[TASK REQUIREMENTS]:
With the images removed, repeat the data below exactly.

[SUPPLIED MATERIAL]:
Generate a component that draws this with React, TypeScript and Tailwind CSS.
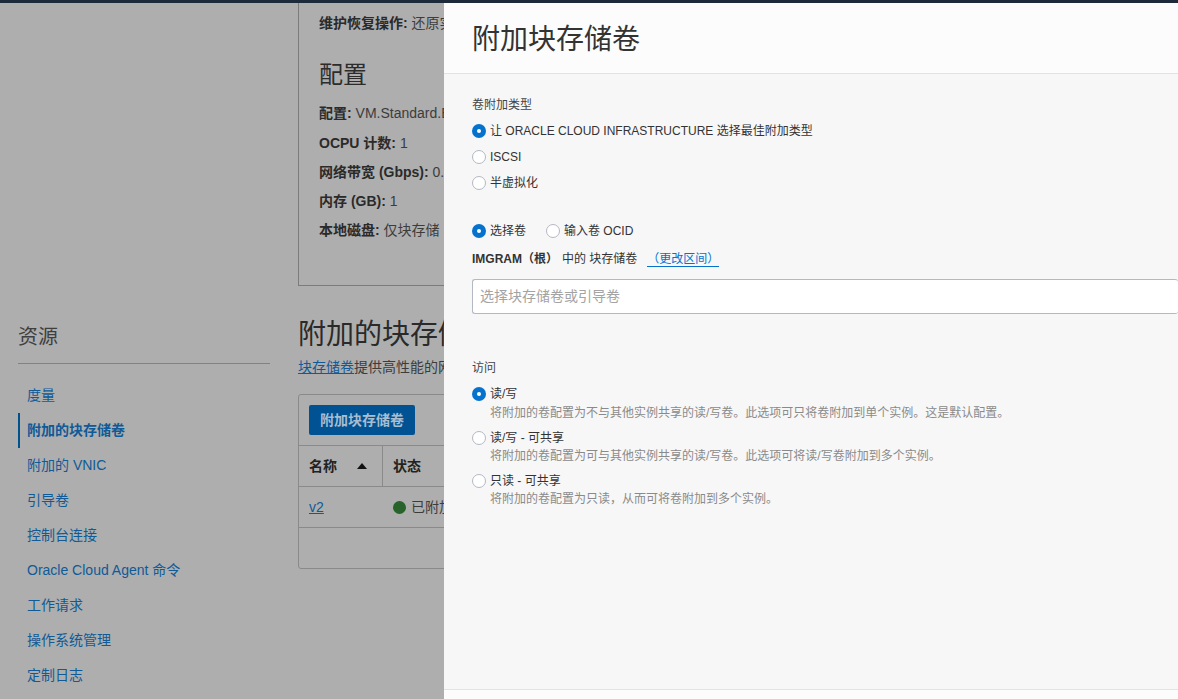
const F = "font-['Liberation_Sans','Noto_Sans_CJK_SC',sans-serif]";

function Radio({ on }: { on?: boolean }) {
  return on ? (
    <span className="flex h-[14px] w-[14px] shrink-0 items-center justify-center rounded-full bg-[#0572ce]">
      <span className="h-[4px] w-[4px] rounded-full bg-white" />
    </span>
  ) : (
    <span className="h-[14px] w-[14px] shrink-0 rounded-full border border-[#b3b8c2] bg-white" />
  );
}

function Option({ on, label }: { on?: boolean; label: string }) {
  return (
    <div className="flex h-[26px] items-center gap-[4px] text-[12px] text-[#333]">
      <Radio on={on} />
      <span>{label}</span>
    </div>
  );
}

function Access({ on, label, help }: { on?: boolean; label: string; help: string }) {
  return (
    <div className={on ? "h-[44px]" : "h-[43px]"}>
      <div className="flex h-[20px] items-center gap-[4px] text-[12px] text-[#333]">
        <Radio on={on} />
        <span>{label}</span>
      </div>
      <div className={on ? "mt-[1px] pl-[18px] text-[12px] leading-[16px] text-[#8a8a8a]" : "pl-[18px] text-[12px] leading-[16px] text-[#8a8a8a]"}>{help}</div>
    </div>
  );
}

const nav = ["度量", "附加的块存储卷", "附加的 VNIC", "引导卷", "控制台连接", "Oracle Cloud Agent 命令", "工作请求", "操作系统管理", "定制日志"];

function Kv({ k, v }: { k: string; v: string }) {
  return (
    <div className="h-[29.3px] whitespace-nowrap text-[14px] leading-[20px] text-[#3c3c3c]">
      <b className="font-bold text-[#2a2a2a]">{k}</b> {v}
    </div>
  );
}

export default function App() {
  return (
    <div className={`relative h-[699px] w-[1178px] overflow-hidden bg-[#aeaeae] ${F}`}>
      <div className="h-[3px] bg-[#1c2a3a]" />
      <div className="flex h-[696px] overflow-hidden">
        <aside className="ml-[18px] mt-[320px] w-[252px] shrink-0">
          <h2 className="h-[40px] text-[20px] leading-[28px] text-[#3f3f3f]">资源</h2>
          <div className="h-px bg-[#828282]" />
          <nav className="mt-[14px]">
            {nav.map((n, i) => (
              <div
                key={n}
                className={
                  i === 1
                    ? "flex h-[35px] items-center whitespace-nowrap border-l-2 border-[#00528f] pl-[7px] text-[14px] font-bold text-[#0f5a97]"
                    : "flex h-[35px] items-center whitespace-nowrap pl-[9px] text-[14px] text-[#0f5a97]"
                }
              >
                {n}
              </div>
            ))}
          </nav>
        </aside>
        <main className="ml-[28px] w-[146px] shrink-0 overflow-hidden">
          <section className="h-[283px] border-b border-l border-[#7c7c7c] pl-[20px] pt-[10px]">
            <Kv k="维护恢复操作:" v="还原实" />
            <h2 className="mt-[16px] h-[45px] text-[24px] leading-[34px] text-[#2c2c2c]">配置</h2>
            <Kv k="配置:" v="VM.Standard.E" />
            <Kv k="OCPU 计数:" v="1" />
            <Kv k="网络带宽 (Gbps):" v="0.4" />
            <Kv k="内存 (GB):" v="1" />
            <Kv k="本地磁盘:" v="仅块存储" />
          </section>
          <h1 className="mt-[30px] h-[38px] whitespace-nowrap text-[28px] leading-[38px] text-[#2a2a2a]">附加的块存储</h1>
          <p className="mt-[3px] h-[20px] whitespace-nowrap text-[14px] leading-[20px] text-[#3c3c3c]">
            <a className="text-[#0f5a97] underline">块存储卷</a>提供高性能的网
          </p>
          <div className="mt-[17px] h-[175px] w-[300px] rounded-[3px] border border-[#8a8a8a]">
            <div className="h-[50px] px-[10px] pt-[10px]">
              <button className="h-[30px] rounded-[2px] bg-[#005293] px-[11px] text-[14px] font-bold text-[#a9bdd0]">附加块存储卷</button>
            </div>
            <div className="flex h-[42px] items-center border-y border-[#8a8a8a] text-[14px] font-bold text-[#222]">
              <div className="flex h-full w-[84px] items-center border-r border-[#8a8a8a] pl-[10px]">
                名称
                <svg className="ml-[20px]" width="10" height="6" viewBox="0 0 10 6"><path d="M5 0 10 6H0Z" fill="#111" /></svg>
              </div>
              <div className="pl-[10px]">状态</div>
            </div>
            <div className="flex h-[41px] items-center border-b border-[#8a8a8a] text-[14px] text-[#3c3c3c]">
              <a className="w-[84px] pl-[10px] text-[#0f5a97] underline">v2</a>
              <span className="ml-[10px] h-[13px] w-[13px] rounded-full bg-[#27632a]" />
              <span className="ml-[5px] whitespace-nowrap">已附加</span>
            </div>
          </div>
        </main>
      </div>

      <div className="absolute bottom-0 left-[444px] right-0 top-[3px] flex flex-col bg-[#f7f7f7]">
        <header className="h-[71px] shrink-0 border-b border-[#e3e3e3] bg-[#fcfcfc] pl-[28px] pt-[17px] text-[28px] leading-[40px] text-[#333]">
          附加块存储卷
        </header>
        <div className="flex-1 pl-[28px] pt-[23px]">
          <div className="h-[17px] text-[12px] leading-[17px] text-[#444]">卷附加类型</div>
          <div className="mt-[4px]">
            <Option on label="让 ORACLE CLOUD INFRASTRUCTURE 选择最佳附加类型" />
            <Option label="ISCSI" />
            <Option label="半虚拟化" />
          </div>
          <div className="mt-[22px] flex gap-[20px]">
            <Option on label="选择卷" />
            <Option label="输入卷 OCID" />
          </div>
          <div className="mt-[5px] flex h-[20px] items-center whitespace-nowrap text-[12px] text-[#333]">
            <b>IMGRAM（根）</b>
            <span className="ml-[4px]">中的 块存储卷</span>
            <a className="ml-[10px] border-b border-[#0572ce] leading-[14px] text-[#0572ce]">（更改区间）</a>
          </div>
          <div className="mt-[10px] flex h-[35px] items-center rounded-[3px] border border-r-0 border-[#b3b8c2] bg-white pl-[7px] text-[14px] text-[#a3a3a3]">
            选择块存储卷或引导卷
          </div>
          <div className="mt-[46px] h-[17px] text-[12px] leading-[17px] text-[#444]">访问</div>
          <div className="mt-[7px]">
            <Access on label="读/写" help="将附加的卷配置为不与其他实例共享的读/写卷。此选项可只将卷附加到单个实例。这是默认配置。" />
            <Access label="读/写 - 可共享" help="将附加的卷配置为可与其他实例共享的读/写卷。此选项可将读/写卷附加到多个实例。" />
            <Access label="只读 - 可共享" help="将附加的卷配置为只读，从而可将卷附加到多个实例。" />
          </div>
        </div>
        <footer className="h-[10px] shrink-0 border-t border-[#e3e3e3] bg-[#fcfcfc]" />
      </div>
    </div>
  );
}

[ANSWER TO THE EXERCISE]:
Generate a component that draws this with React, TypeScript and Tailwind CSS.
const F = "font-['Liberation_Sans','Noto_Sans_CJK_SC',sans-serif]";

function Radio({ on }: { on?: boolean }) {
  return on ? (
    <span className="flex h-[14px] w-[14px] shrink-0 items-center justify-center rounded-full bg-[#0572ce]">
      <span className="h-[4px] w-[4px] rounded-full bg-white" />
    </span>
  ) : (
    <span className="h-[14px] w-[14px] shrink-0 rounded-full border border-[#b3b8c2] bg-white" />
  );
}

function Option({ on, label }: { on?: boolean; label: string }) {
  return (
    <div className="flex h-[26px] items-center gap-[4px] text-[12px] text-[#333]">
      <Radio on={on} />
      <span>{label}</span>
    </div>
  );
}

function Access({ on, label, help }: { on?: boolean; label: string; help: string }) {
  return (
    <div className={on ? "h-[44px]" : "h-[43px]"}>
      <div className="flex h-[20px] items-center gap-[4px] text-[12px] text-[#333]">
        <Radio on={on} />
        <span>{label}</span>
      </div>
      <div className={on ? "mt-[1px] pl-[18px] text-[12px] leading-[16px] text-[#8a8a8a]" : "pl-[18px] text-[12px] leading-[16px] text-[#8a8a8a]"}>{help}</div>
    </div>
  );
}

const nav = ["度量", "附加的块存储卷", "附加的 VNIC", "引导卷", "控制台连接", "Oracle Cloud Agent 命令", "工作请求", "操作系统管理", "定制日志"];

function Kv({ k, v }: { k: string; v: string }) {
  return (
    <div className="h-[29.3px] whitespace-nowrap text-[14px] leading-[20px] text-[#3c3c3c]">
      <b className="font-bold text-[#2a2a2a]">{k}</b> {v}
    </div>
  );
}

export default function App() {
  return (
    <div className={`relative h-[699px] w-[1178px] overflow-hidden bg-[#aeaeae] ${F}`}>
      <div className="h-[3px] bg-[#1c2a3a]" />
      <div className="flex h-[696px] overflow-hidden">
        <aside className="ml-[18px] mt-[320px] w-[252px] shrink-0">
          <h2 className="h-[40px] text-[20px] leading-[28px] text-[#3f3f3f]">资源</h2>
          <div className="h-px bg-[#828282]" />
          <nav className="mt-[14px]">
            {nav.map((n, i) => (
              <div
                key={n}
                className={
                  i === 1
                    ? "flex h-[35px] items-center whitespace-nowrap border-l-2 border-[#00528f] pl-[7px] text-[14px] font-bold text-[#0f5a97]"
                    : "flex h-[35px] items-center whitespace-nowrap pl-[9px] text-[14px] text-[#0f5a97]"
                }
              >
                {n}
              </div>
            ))}
          </nav>
        </aside>
        <main className="ml-[28px] w-[146px] shrink-0 overflow-hidden">
          <section className="h-[283px] border-b border-l border-[#7c7c7c] pl-[20px] pt-[10px]">
            <Kv k="维护恢复操作:" v="还原实" />
            <h2 className="mt-[16px] h-[45px] text-[24px] leading-[34px] text-[#2c2c2c]">配置</h2>
            <Kv k="配置:" v="VM.Standard.E" />
            <Kv k="OCPU 计数:" v="1" />
            <Kv k="网络带宽 (Gbps):" v="0.4" />
            <Kv k="内存 (GB):" v="1" />
            <Kv k="本地磁盘:" v="仅块存储" />
          </section>
          <h1 className="mt-[30px] h-[38px] whitespace-nowrap text-[28px] leading-[38px] text-[#2a2a2a]">附加的块存储</h1>
          <p className="mt-[3px] h-[20px] whitespace-nowrap text-[14px] leading-[20px] text-[#3c3c3c]">
            <a className="text-[#0f5a97] underline">块存储卷</a>提供高性能的网
          </p>
          <div className="mt-[17px] h-[175px] w-[300px] rounded-[3px] border border-[#8a8a8a]">
            <div className="h-[50px] px-[10px] pt-[10px]">
              <button className="h-[30px] rounded-[2px] bg-[#005293] px-[11px] text-[14px] font-bold text-[#a9bdd0]">附加块存储卷</button>
            </div>
            <div className="flex h-[42px] items-center border-y border-[#8a8a8a] text-[14px] font-bold text-[#222]">
              <div className="flex h-full w-[84px] items-center border-r border-[#8a8a8a] pl-[10px]">
                名称
                <svg className="ml-[20px]" width="10" height="6" viewBox="0 0 10 6"><path d="M5 0 10 6H0Z" fill="#111" /></svg>
              </div>
              <div className="pl-[10px]">状态</div>
            </div>
            <div className="flex h-[41px] items-center border-b border-[#8a8a8a] text-[14px] text-[#3c3c3c]">
              <a className="w-[84px] pl-[10px] text-[#0f5a97] underline">v2</a>
              <span className="ml-[10px] h-[13px] w-[13px] rounded-full bg-[#27632a]" />
              <span className="ml-[5px] whitespace-nowrap">已附加</span>
            </div>
          </div>
        </main>
      </div>

      <div className="absolute bottom-0 left-[444px] right-0 top-[3px] flex flex-col bg-[#f7f7f7]">
        <header className="h-[71px] shrink-0 border-b border-[#e3e3e3] bg-[#fcfcfc] pl-[28px] pt-[17px] text-[28px] leading-[40px] text-[#333]">
          附加块存储卷
        </header>
        <div className="flex-1 pl-[28px] pt-[23px]">
          <div className="h-[17px] text-[12px] leading-[17px] text-[#444]">卷附加类型</div>
          <div className="mt-[4px]">
            <Option on label="让 ORACLE CLOUD INFRASTRUCTURE 选择最佳附加类型" />
            <Option label="ISCSI" />
            <Option label="半虚拟化" />
          </div>
          <div className="mt-[22px] flex gap-[20px]">
            <Option on label="选择卷" />
            <Option label="输入卷 OCID" />
          </div>
          <div className="mt-[5px] flex h-[20px] items-center whitespace-nowrap text-[12px] text-[#333]">
            <b>IMGRAM（根）</b>
            <span className="ml-[4px]">中的 块存储卷</span>
            <a className="ml-[10px] border-b border-[#0572ce] leading-[14px] text-[#0572ce]">（更改区间）</a>
          </div>
          <div className="mt-[10px] flex h-[35px] items-center rounded-[3px] border border-r-0 border-[#b3b8c2] bg-white pl-[7px] text-[14px] text-[#a3a3a3]">
            选择块存储卷或引导卷
          </div>
          <div className="mt-[46px] h-[17px] text-[12px] leading-[17px] text-[#444]">访问</div>
          <div className="mt-[7px]">
            <Access on label="读/写" help="将附加的卷配置为不与其他实例共享的读/写卷。此选项可只将卷附加到单个实例。这是默认配置。" />
            <Access label="读/写 - 可共享" help="将附加的卷配置为可与其他实例共享的读/写卷。此选项可将读/写卷附加到多个实例。" />
            <Access label="只读 - 可共享" help="将附加的卷配置为只读，从而可将卷附加到多个实例。" />
          </div>
        </div>
        <footer className="h-[10px] shrink-0 border-t border-[#e3e3e3] bg-[#fcfcfc]" />
      </div>
    </div>
  );
}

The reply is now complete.